Learn more about the community and community leaders a mother and her family may turn to for help. It is important to find out if the leader is a protective factor for the mother and her children, or if their advice is likely to place them at further risk of harm.

Practice considerations Consultation questions

What cultural information do I need to know in order to:

  • build trust with the community?
  • understand the community’s relationship with the family?
  • assess the community’s ability to keep the child safe?
  • assess the impact of the community on the risk to the child?
  • understand language that may be used by the community to talk about violence?
  • understand the role of community leaders in terms of domestic and family violence?
  • How long has this community been established in Australia?
  • Have members of this community been here for many years, or are they an emerging community group? (This may be significant when referring to culturally appropriate services.)
  • Do I have an established relationship with significant people in this community? If so, how may they be able to help my work? If not, who could help me to build these relationships?
  • What messages do leaders in this community give about violence and gender equality?
  • What is the impact of the refugee experience, particularly the impacts of torture and trauma?

 

Tip

Language barriers can have a significant impact on a person’s ability to access basic services, information and supports, especially in times of stress or emotional duress.

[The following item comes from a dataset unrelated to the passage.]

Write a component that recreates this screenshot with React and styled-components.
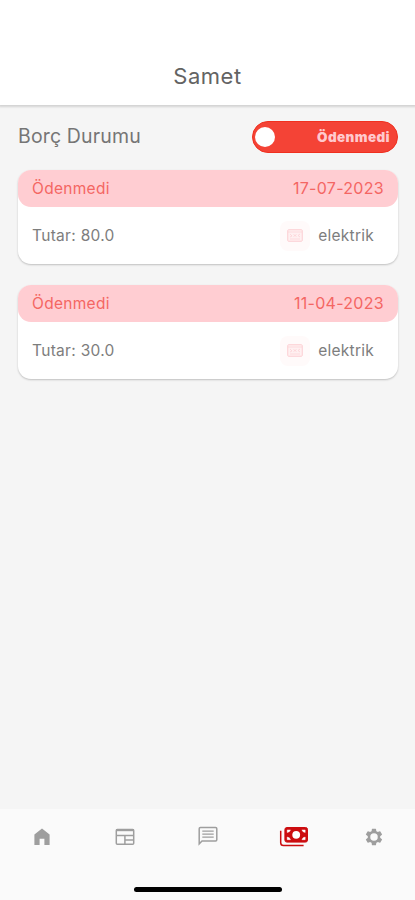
import React from 'react'
import styled, { createGlobalStyle } from 'styled-components'

const debts = [
    { id: 1, status: 'Ödenmedi', date: '17-07-2023', amount: '80.0', type: 'elektrik' },
    { id: 2, status: 'Ödenmedi', date: '11-04-2023', amount: '30.0', type: 'elektrik' },
]

function DebtCard({ debt }){
    return(
        <Card>
            <CardHeader>
                <span>{debt.status}</span>
                <DebtDate>{debt.date}</DebtDate>
            </CardHeader>
            <CardContent>
                <Amount>Tutar: {debt.amount}</Amount>
                <DebtType>
                    <IconBox>
                        <svg width="16" height="13" viewBox="0 0 16 13" fill="none" stroke="#fcced2">
                            <rect x="0.75" y="0.75" width="14.5" height="11.5" rx="0.8" fill="#fff0f1" />
                            <path d="M1 3h14M3 10h10" strokeWidth="0.6" />
                            <path d="M3 5l2 2-2 1M6.5 5.5l3 2M9.5 5.5l-3 2M13 5l-2 1.5 2 1.5" strokeWidth="0.7" />
                        </svg>
                    </IconBox>
                    <span>{debt.type}</span>
                </DebtType>
            </CardContent>
        </Card>
    );
}

function App(){
    return(
        <Page>
            <GlobalStyle />
            <Header>
                <h1>Samet</h1>
            </Header>
            <Content>
                <StatusRow>
                    <h2>Borç Durumu</h2>
                    <Switch>
                        <Knob />
                        <span>Ödenmedi</span>
                    </Switch>
                </StatusRow>
                {debts.map(debt => <DebtCard key={debt.id} debt={debt} />)}
            </Content>
            <Footer>
                <Nav>
                    <NavItem>
                        <svg width="24" height="24" viewBox="0 0 24 24" fill="currentColor">
                            <path d="M4.4 20V9.6L12 3.5l7.6 6.1V20h-5.2v-6.2H9.6V20z" />
                        </svg>
                    </NavItem>
                    <NavItem>
                        <svg width="24" height="24" viewBox="0 0 24 24" fill="none" stroke="currentColor" strokeWidth="1.5">
                            <rect x="3.3" y="4.4" width="17.4" height="14.8" rx="1" />
                            <path d="M3 5.1h18" strokeWidth="2.2" />
                            <path d="M3 10.6h18M11.9 10.7v8.5M12 14.9h9" />
                        </svg>
                    </NavItem>
                    <NavItem>
                        <svg width="24" height="24" viewBox="0 0 24 24" fill="none" stroke="currentColor" strokeWidth="1.5">
                            <path d="M3.2 18.9V3.7q0-1.2 1.2-1.2h15.2q1.2 0 1.2 1.2v11q0 1.2-1.2 1.2H6z" />
                            <path d="M6.3 6.2h11.4M6.3 9.2h11.4M6.3 12.2h11.4" strokeWidth="1.3" />
                        </svg>
                    </NavItem>
                    <NavItem $active>
                        <svg width="30" height="24" viewBox="0 0 30 24" fill="none" stroke="currentColor">
                            <path d="M1.7 5.8v12q0 2.8 2.8 2.8h20.1" strokeWidth="1.5" />
                            <rect x="5.9" y="2.5" width="22.6" height="14.6" rx="2" fill="currentColor" strokeWidth="1" />
                            <circle cx="17.2" cy="9.8" r="3.9" fill="#fff" stroke="none" />
                            <path d="M8.2 7.6V4.9h3.3q-.6 2.4-3.3 2.7zM26.2 7.6V4.9h-3.3q.6 2.4 3.3 2.7zM8.2 12v2.7h3.3q-.6-2.4-3.3-2.7zM26.2 12v2.7h-3.3q.6-2.4 3.3-2.7z" fill="#fff" stroke="#fff" strokeWidth="0.4" />
                        </svg>
                    </NavItem>
                    <NavItem>
                        <svg width="20" height="20" viewBox="0 0 24 24" fill="currentColor">
                            <path fillRule="evenodd" d="M19.4 13a7.5 7.5 0 0 0 0-2l2.1-1.6a.5.5 0 0 0 .1-.7l-2-3.4a.5.5 0 0 0-.6-.2l-2.5 1a7.3 7.3 0 0 0-1.7-1l-.4-2.7a.5.5 0 0 0-.5-.4h-4a.5.5 0 0 0-.4.4L9.1 5.1a7.7 7.7 0 0 0-1.7 1l-2.5-1a.5.5 0 0 0-.6.2l-2 3.4a.5.5 0 0 0 .2.7L4.6 11a7.5 7.5 0 0 0 0 2l-2.1 1.6a.5.5 0 0 0-.2.7l2 3.4a.5.5 0 0 0 .6.2l2.5-1a7.3 7.3 0 0 0 1.7 1l.4 2.7a.5.5 0 0 0 .4.4h4a.5.5 0 0 0 .5-.4l.4-2.7a7.7 7.7 0 0 0 1.7-1l2.5 1a.5.5 0 0 0 .6-.2l2-3.4a.5.5 0 0 0-.1-.7zM12 16.5a4.5 4.5 0 1 1 0-9 4.5 4.5 0 0 1 0 9z" />
                        </svg>
                    </NavItem>
                </Nav>
                <HomeIndicator />
            </Footer>
        </Page>
    );
}

export default App

const GlobalStyle = createGlobalStyle`
    *{
        box-sizing:border-box;
    }
    body{
        margin:0;
        font-family:Inter, 'Liberation Sans', sans-serif;
    }
    h1, h2{
        margin:0;
        font-weight:400;
    }
`;

const Page = styled.div`
    display:flex;
    flex-direction:column;
    height:900px;
    background:#f5f5f5;
`;

const Header = styled.header`
    height:105px;
    padding-top:63px;
    background:white;
    text-align:center;
    box-shadow:0 1px 2px 1px rgba(0,0,0,0.14);
    h1{
        color:#636363;
        font-size:22px;
        line-height:27px;
        letter-spacing:0.5px;
    }
`;

const Content = styled.main`
    flex:1;
    padding:16px 17px 0 18px;
`;

const StatusRow = styled.div`
    display:flex;
    justify-content:space-between;
    height:32px;
    margin-bottom:17px;
    h2{
        color:#757575;
        font-size:19.5px;
        line-height:30px;
        letter-spacing:0.15px;
    }
`;

const Switch = styled.div`
    display:flex;
    align-items:center;
    justify-content:space-between;
    width:146px;
    height:32px;
    padding:0 7px 1px 2px;
    border:1px solid #f0301f;
    border-radius:16px;
    background:#f44336;
    color:#ffc9cd;
    font-size:13.5px;
    font-weight:900;
    letter-spacing:0.4px;
`;

const Knob = styled.div`
    width:20px;
    height:20px;
    border-radius:50%;
    background:white;
`;

const Card = styled.div`
    height:94px;
    margin-bottom:21px;
    border-radius:13px;
    background:white;
    box-shadow:0 1px 2px rgba(0,0,0,0.22);
`;

const CardHeader = styled.div`
    display:flex;
    align-items:center;
    justify-content:space-between;
    height:37px;
    padding:0 14px 1px;
    border-radius:13px;
    background:#ffcdd2;
    color:#f46663;
    font-size:15.5px;
    letter-spacing:0.3px;
`;

const DebtDate = styled.span`
    font-size:16px;
    letter-spacing:0.3px;
`;

const CardContent = styled.div`
    display:flex;
    align-items:center;
    justify-content:space-between;
    height:57px;
    padding:0 24px 0 14px;
    color:#7d7d7d;
    font-size:15.5px;
`;

const Amount = styled.span`
    letter-spacing:0.3px;
`;

const DebtType = styled.div`
    display:flex;
    align-items:center;
    gap:8px;
    letter-spacing:0.25px;
`;

const IconBox = styled.div`
    display:flex;
    align-items:center;
    justify-content:center;
    width:30px;
    height:30px;
    border-radius:8px;
    background:#fffafa;
`;

const Footer = styled.footer`
    display:flex;
    flex-direction:column;
    align-items:center;
    justify-content:space-between;
    height:91px;
    padding-bottom:8px;
    background:#fafafa;
`;

const Nav = styled.nav`
    display:grid;
    grid-template-columns:repeat(5, 1fr);
    width:100%;
    height:55px;
`;

const NavItem = styled.div`
    display:flex;
    align-items:center;
    justify-content:center;
    padding-left:${props => props.$active ? '6px' : '0'};
    color:${props => props.$active ? '#cc0c0f' : '#9e9e9e'};
`;

const HomeIndicator = styled.div`
    width:148px;
    height:5px;
    border-radius:3px;
    background:black;
`;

When a person has difficulty communicating in English or is hearing impaired, the Queensland Government has an obligation to provide effective, efficient and inclusive services through the appropriate use of interpreters and translators as per the Queensland Language Service Policy (QLSP) for DCSYW. If a family chooses a formal interpreting service, the Translating and Interpreting Service (TIS National) is an interpreting service provided by the Department of Home Affairs for people who do not speak English and for agencies and businesses that need to communicate with their non-English speaking clients.